実際にはミノキシジルに加えて、複数の成長因子やビタミン、アミノ酸などをブレンドした「オリジナルカクテル」として注入するクリニックが主流です。

主なメソセラピー成分の比較

成分主な働き特徴
ミノキシジル血流促進、毛母細胞の活性化強力な発毛促進作用が実証されている
成長因子(KGF, FGFなど)毛母細胞の増殖、ヘアサイクルの正常化頭皮環境の根本的な改善を目指す
ビタミン・ミネラル髪の栄養補給、頭皮の健康維持他の成分の働きをサポートする

自分の症状に合う治療の選び方

「とにかく早く発毛を促したい」「抜け毛を減らしつつ、髪質も改善したい」など、患者さんのニーズは様々です。

ミノキシジルは発毛への「攻め」の作用が強い成分です。

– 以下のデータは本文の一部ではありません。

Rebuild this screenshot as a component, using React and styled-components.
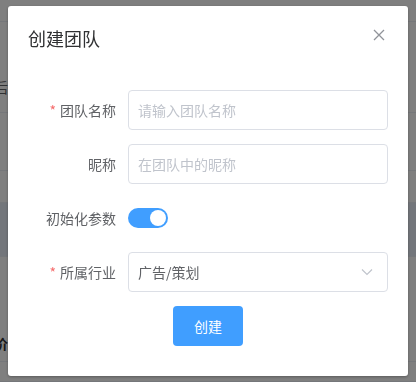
import React from 'react';
import styled, { createGlobalStyle } from 'styled-components';

const GlobalStyle = createGlobalStyle`
  html, body {
    margin: 0;
    padding: 0;
    background: #fff;
    font-family: "Noto Sans CJK SC", "Noto Sans", sans-serif;
  }
`;

const rows = [
  { h: 22, text: '' },
  { h: 91, text: '后台', top: 55 },
  { h: 58, text: '' },
  { h: 32, text: '' },
  { h: 54, text: '', hover: true },
  { h: 105, text: '价格', top: 76, bold: true },
  { h: 20, text: '' },
];

const Page = styled.div`
  width: 416px;
  height: 382px;
  overflow: hidden;
`;

const BgRow = styled.div`
  box-sizing: border-box;
  height: ${p => p.$h}px;
  padding-top: ${p => p.$top || 0}px;
  border-bottom: 1px solid #ebeef5;
  background: ${p => (p.$hover ? '#e6ecf7' : '#fff')};
  font-size: 14px;
  line-height: 20px;
  color: ${p => (p.$bold ? '#303133' : '#606266')};
  font-weight: ${p => (p.$bold ? 700 : 400)};
  text-indent: -6px;
`;

const Mask = styled.div`
  position: fixed;
  inset: 0;
  background: rgba(0, 0, 0, 0.5);
`;

const Dialog = styled.div`
  position: fixed;
  top: 6px;
  left: 8px;
  width: 400px;
  box-sizing: border-box;
  background: #fff;
  border-radius: 3px;
  box-shadow: 0 1px 3px rgba(0, 0, 0, 0.3);
`;

const Header = styled.div`
  position: relative;
  padding: 20px 20px 10px;
`;

const Title = styled.div`
  font-size: 18px;
  line-height: 24px;
  height: 24px;
  color: #303133;
`;

const Close = styled.button`
  position: absolute;
  top: 22px;
  right: 22px;
  width: 14px;
  height: 14px;
  padding: 0;
  border: none;
  background: transparent;
  display: flex;
  align-items: center;
  justify-content: center;
`;

const Body = styled.div`
  padding: 30px 20px;
  display: flex;
  flex-direction: column;
  gap: 14px;
`;

const Item = styled.div`
  display: flex;
  align-items: center;
  height: 40px;
`;

const Label = styled.label`
  width: 100px;
  box-sizing: border-box;
  padding-right: 12px;
  text-align: right;
  font-size: 14px;
  color: #606266;
  line-height: 40px;

  &::before {
    content: ${p => (p.$required ? '"*"' : 'none')};
    color: #f56c6c;
    margin-right: 4px;
  }
`;

const Input = styled.input`
  flex: 1;
  height: 40px;
  box-sizing: border-box;
  border: 1px solid #dcdfe6;
  border-radius: 4px;
  padding: 0 15px 0 9px;
  font-family: inherit;
  font-size: 14px;
  color: #606266;
  outline: none;

  &::placeholder {
    color: #c0c4cc;
  }
`;

const Select = styled.div`
  flex: 1;
  height: 40px;
  box-sizing: border-box;
  border: 1px solid #dcdfe6;
  border-radius: 4px;
  padding: 0 14px 0 9px;
  display: flex;
  align-items: center;
  justify-content: space-between;
  font-size: 14px;
  color: #606266;
`;

const Switch = styled.div`
  width: 40px;
  height: 20px;
  border-radius: 10px;
  background: #409eff;
  position: relative;

  &::after {
    content: '';
    position: absolute;
    top: 2px;
    right: 2px;
    width: 16px;
    height: 16px;
    border-radius: 50%;
    background: #fff;
  }
`;

const Footer = styled.div`
  display: flex;
  justify-content: center;
`;

const Button = styled.button`
  width: 70px;
  height: 40px;
  border: none;
  border-radius: 4px;
  background: #409eff;
  color: #fff;
  font-family: inherit;
  font-size: 14px;
`;

export default function App() {
  return (
    <>
      <GlobalStyle />
      <Page>
        {rows.map((r, i) => (
          <BgRow key={i} $h={r.h} $top={r.top} $hover={r.hover} $bold={r.bold}>
            {r.text}
          </BgRow>
        ))}
      </Page>
      <Mask />
      <Dialog>
        <Header>
          <Title>创建团队</Title>
          <Close aria-label="close">
            <svg width="12" height="12" viewBox="0 0 12 12">
              <path d="M1 1L11 11M11 1L1 11" stroke="#909399" strokeWidth="1.3" fill="none" />
            </svg>
          </Close>
        </Header>
        <Body>
          <Item>
            <Label $required>团队名称</Label>
            <Input placeholder="请输入团队名称" />
          </Item>
          <Item>
            <Label>昵称</Label>
            <Input placeholder="在团队中的昵称" />
          </Item>
          <Item>
            <Label>初始化参数</Label>
            <Switch />
          </Item>
          <Item>
            <Label $required>所属行业</Label>
            <Select>
              <span>广告/策划</span>
              <svg width="12" height="8" viewBox="0 0 12 8">
                <path d="M1 1.5L6 6.5L11 1.5" stroke="#c0c4cc" strokeWidth="1.2" fill="none" />
              </svg>
            </Select>
          </Item>
          <Footer>
            <Button>创建</Button>
          </Footer>
        </Body>
      </Dialog>
    </>
  );
}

一方、成長因子は頭皮環境全体を整え、髪が育ちやすい土壌を作る「守り」と「育て」の側面が強いと言えます。

現在の薄毛の進行度や、頭皮の状態、体質、そしてどのようなゴールを目指すのかを医師と共有し、ミノキシジルを主体にするのか、成長因子を主体にするのか、あるいはそれらをバランス良く配合するのかを決定しましょう。

ミノキシジル注射に関するよくある質問(Q&A)

さいごに、ミノキシジル注射療法に関して、患者さんから多く寄せられるご質問とその回答をまとめました。

治療をやめるとどうなりますか?

治療を完全に中断すると、再び薄毛が進行する可能性があります。ミノキシジル注射の効果は、あくまで治療を継続している間に毛根に働きかけることで得られるものです。

FAGAは進行性の症状であるため、治療によって得られた良好な状態を維持するためには、医師と相談の上、治療間隔を空けながらでもメンテナンス治療を続けると良いでしょう。

自己判断で中断せず、必ず医師にご相談ください。

痛みはどの程度ですか?

非常に細い針を使用するため、強い痛みはありませんが、チクチクとした感覚はあります。痛みの感じ方には個人差が大きいです。

多くのクリニックでは痛みを最小限に抑えるため、施術前に頭皮をしっかり冷却(クーリング)するなどの工夫を行っています。

痛みが不安な方は、カウンセリング時にお気軽に相談してみましょう。

産後の抜け毛にも効果はありますか?

産後の抜け毛(分娩後脱毛症)は、妊娠中に増加した女性ホルモンが出産後に急激に減少するために起こる一時的な生理現象です。通常は産後半年から1年程度で自然に回復します。

ミノキシジル注射は、FAGA(女性男性型脱毛症)の治療法であり、ホルモンバランスの急変による産後脱毛とは原因が異なります。

ただし、産後1年以上経過しても抜け毛が改善しない場合は、FAGAが併発している可能性もあるため、一度専門医にご相談ください。なお、授乳中はミノキシジル治療を受けられません。

治療効果はずっと続きますか?

治療によって一度改善した髪の状態も、加齢や生活習慣、ホルモンバランスの変化によって、将来的には再び薄毛が進行する可能性はあります。

大切なのは、定期的に頭皮の状態をチェックし、その時々の状態に合わせたケアを継続する努力です。

治療が完了した後も良好な状態を長く維持するために、ホームケアや生活習慣の改善を続け、必要に応じてメンテナンス治療を受けましょう。